• Material
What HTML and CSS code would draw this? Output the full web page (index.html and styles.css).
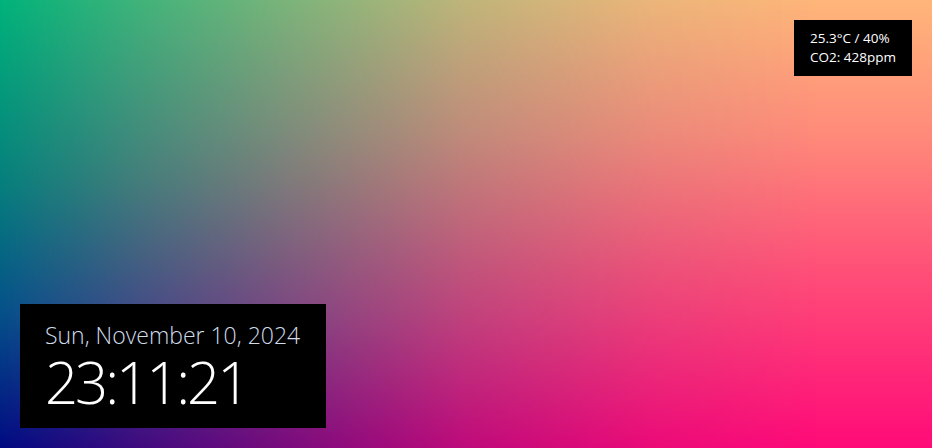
FILE: index.html
```html
<!DOCTYPE html>
<html lang="en">
<head>
<meta charset="utf-8">
<title>Clock</title>
<link rel="stylesheet" href="styles.css">
</head>
<body>
<main class="screen">
  <section class="sensors">
    <div class="sensor-line">25.3°C / 40%</div>
    <div class="sensor-line">CO2: 428ppm</div>
  </section>
  <section class="clock">
    <div class="date">Sun, November 10, 2024</div>
    <div class="time">23:11:21</div>
  </section>
</main>
</body>
</html>
```
FILE: styles.css
```css
html, body {
  margin: 0;
  padding: 0;
  height: 100%;
  overflow: hidden;
}

body {
  background: linear-gradient(to bottom, #ffb67a 0%, #ff8a7a 30%, #ff5078 60%, #ff0a78 100%);
}

.screen {
  position: relative;
  box-sizing: border-box;
  height: 100vh;
  padding: 20px;
  display: flex;
  flex-direction: column;
  justify-content: space-between;
  font-family: "Open Sans", "Liberation Sans", sans-serif;
}

.screen::before {
  content: "";
  position: absolute;
  inset: 0;
  background: linear-gradient(to bottom, #00b27a 0%, #05807c 40%, #04508a 70%, #000a82 100%);
  -webkit-mask-image: linear-gradient(to right, #000 0%, rgba(0,0,0,0.75) 15%, rgba(0,0,0,0.5) 32%, rgba(0,0,0,0.25) 50%, rgba(0,0,0,0.08) 70%, transparent 88%);
  mask-image: linear-gradient(to right, #000 0%, rgba(0,0,0,0.75) 15%, rgba(0,0,0,0.5) 32%, rgba(0,0,0,0.25) 50%, rgba(0,0,0,0.08) 70%, transparent 88%);
  z-index: 0;
}

.sensors {
  position: relative;
  z-index: 1;
  align-self: flex-end;
  background: #000;
  color: #fff;
  padding: 9px 16px;
  font-size: 13.5px;
  line-height: 19px;
}

.clock {
  position: relative;
  z-index: 1;
  align-self: flex-start;
  background: #000;
  padding: 16px 25px 14px 25px;
  width: 256px;
}

.date {
  color: #d0dcea;
  font-size: 23px;
  font-weight: 300;
  line-height: 30px;
}

.time {
  color: #fff;
  font-size: 58px;
  font-weight: 300;
  line-height: 64px;
  letter-spacing: -3px;
}
```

• Instruction
Return the listing above unchanged, apart from dropping its pictures.

• Finished exercise
What HTML and CSS code would draw this? Output the full web page (index.html and styles.css).
FILE: index.html
```html
<!DOCTYPE html>
<html lang="en">
<head>
<meta charset="utf-8">
<title>Clock</title>
<link rel="stylesheet" href="styles.css">
</head>
<body>
<main class="screen">
  <section class="sensors">
    <div class="sensor-line">25.3°C / 40%</div>
    <div class="sensor-line">CO2: 428ppm</div>
  </section>
  <section class="clock">
    <div class="date">Sun, November 10, 2024</div>
    <div class="time">23:11:21</div>
  </section>
</main>
</body>
</html>
```
FILE: styles.css
```css
html, body {
  margin: 0;
  padding: 0;
  height: 100%;
  overflow: hidden;
}

body {
  background: linear-gradient(to bottom, #ffb67a 0%, #ff8a7a 30%, #ff5078 60%, #ff0a78 100%);
}

.screen {
  position: relative;
  box-sizing: border-box;
  height: 100vh;
  padding: 20px;
  display: flex;
  flex-direction: column;
  justify-content: space-between;
  font-family: "Open Sans", "Liberation Sans", sans-serif;
}

.screen::before {
  content: "";
  position: absolute;
  inset: 0;
  background: linear-gradient(to bottom, #00b27a 0%, #05807c 40%, #04508a 70%, #000a82 100%);
  -webkit-mask-image: linear-gradient(to right, #000 0%, rgba(0,0,0,0.75) 15%, rgba(0,0,0,0.5) 32%, rgba(0,0,0,0.25) 50%, rgba(0,0,0,0.08) 70%, transparent 88%);
  mask-image: linear-gradient(to right, #000 0%, rgba(0,0,0,0.75) 15%, rgba(0,0,0,0.5) 32%, rgba(0,0,0,0.25) 50%, rgba(0,0,0,0.08) 70%, transparent 88%);
  z-index: 0;
}

.sensors {
  position: relative;
  z-index: 1;
  align-self: flex-end;
  background: #000;
  color: #fff;
  padding: 9px 16px;
  font-size: 13.5px;
  line-height: 19px;
}

.clock {
  position: relative;
  z-index: 1;
  align-self: flex-start;
  background: #000;
  padding: 16px 25px 14px 25px;
  width: 256px;
}

.date {
  color: #d0dcea;
  font-size: 23px;
  font-weight: 300;
  line-height: 30px;
}

.time {
  color: #fff;
  font-size: 58px;
  font-weight: 300;
  line-height: 64px;
  letter-spacing: -3px;
}
```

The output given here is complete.